Gluten-Free Breadcrumbs

by Sheryl Dagostino on December 26, 2012

If I find myself needing breadcrumbs, it has become my habit now to just make my own using good bread (gluten-free in this case).  Sometimes I will use organic fruit-sweetened cornflakes (Nature’s Path) ground up in the food processor – this works well for some of my recipes (like meatballs).  But if I really just need basic breadcrumbs I start with some good quality gluten-free bread in any amount (organic if you can)*.
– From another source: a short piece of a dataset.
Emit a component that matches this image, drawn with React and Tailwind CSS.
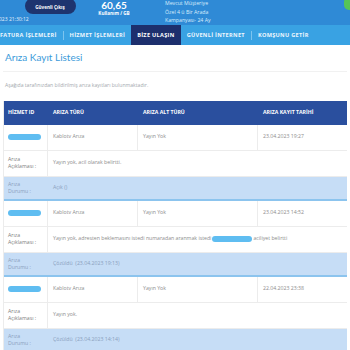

Preheat oven to 300 degrees.
Cut bread into 2 inch squares.
Spread the pieces on a baking pan – they should be laid out in a single layer.
Bake on center rack for about 15-20 minutes.
You can turn each piece halfway through baking (a pain in the ass) or cheat like me, and just put the pan on the highest rack in the oven for the second half of baking.
If the pieces are sufficiently dry after that time, remove from oven and let cool.
You can bake longer if necessary.
Put dried/cooled pieces in a food processor and grind up to breadcrumbs.  It is okay if it is not ground to a powder – some pea-sized pieces are fine.
A sprinkle of sea salt and a quick mix won’t hurt.
Use in your favorite recipe as directed!

*My favorite gluten-free breads are the millet flax breads you can order online from Sami’s Bakery.

True Story: For my Gluten-Free Lobster Mac-n-Cheese, all I had left in the freezer was a Sami’s Bakery pizza crust and that worked out just fine as you can see in the photo above.  You can also just skip this whole recipe and get some of their croutons and put them in the food processor too!  I have also very successfully used their croutons for a delicious homemade gluten-free stuffing I made at Thanksgiving (I’ll share that recipe when I get a chance – this blog is running away without me!).  Basically, if you are going to place an order, stock up!  You can freeze any of it for a later date – even the croutons.  If freezing, stick the bags of bread in freezer bags for better protection from freezer burn.